There are disadvantages with these techniques insofar as their use to move optical fiber cable into existing conduits in the field is concerned. The larger the conduit in which the optical fiber is to become disposed, the more difficult it is to propel the optical fiber by use of pressurized air. Other prior art schemes which include, for example, the use of a pig are not altogether satisfactory. First of all, the conduit into which the optical fiber is to be moved may not be sufficiently large to accommodate a pig. Further, a pig may be immobilized in a conduit having a tortuous configuration.
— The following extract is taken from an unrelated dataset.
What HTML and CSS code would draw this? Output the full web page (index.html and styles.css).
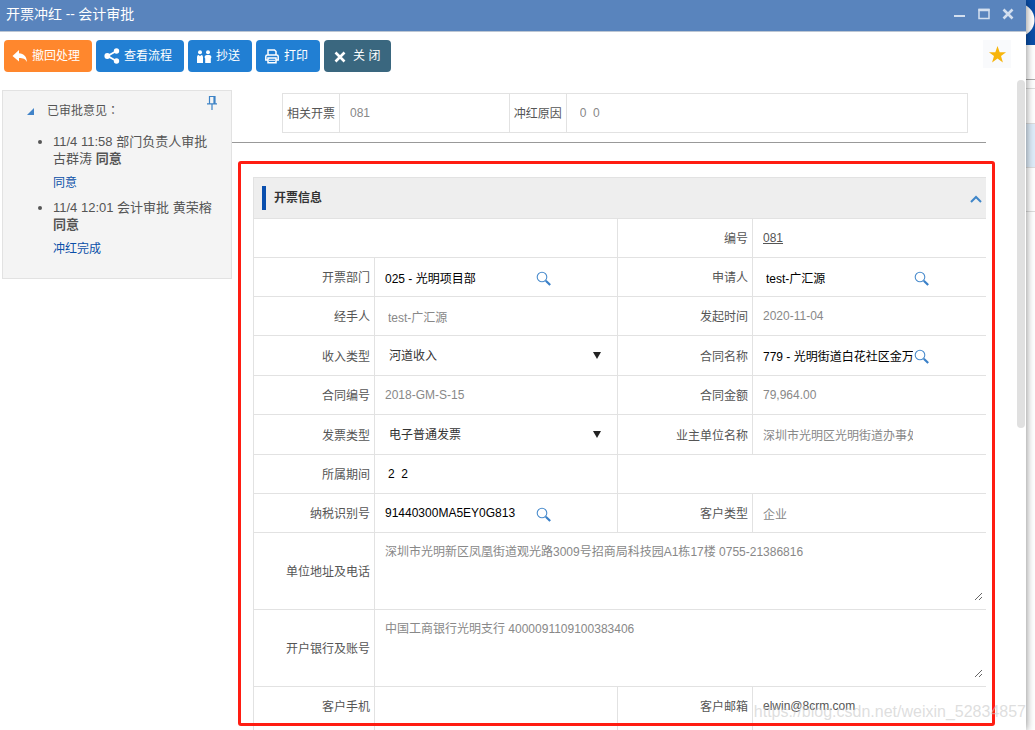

What is desired are methods which overcome these drawbacks. Also, the sought-after methods and apparatus must be capable of being used to move optical fiber ribbons into a conduit. An optical fiber ribbon includes an array of optical fibers held between two tapes or held together as is shown in U.S. Pat. No. 4,900,126 which issued on Feb. 13, 1990 in the name of K. W. Jackson, G. A. Lochkovic, P. D. Patel, M. L. Pearsall, and J. R. Petisce.
What is sought-after and what seemingly is not available are methods and apparatus for moving optical fiber into existing conduits without the need for pressurized air. Further, the methods and apparatus should be such that they may be used to move ribbons, for example, into conduits which are relatively large in internal diameter and to move the fiber or fiber ribbon cables along a tortuous path.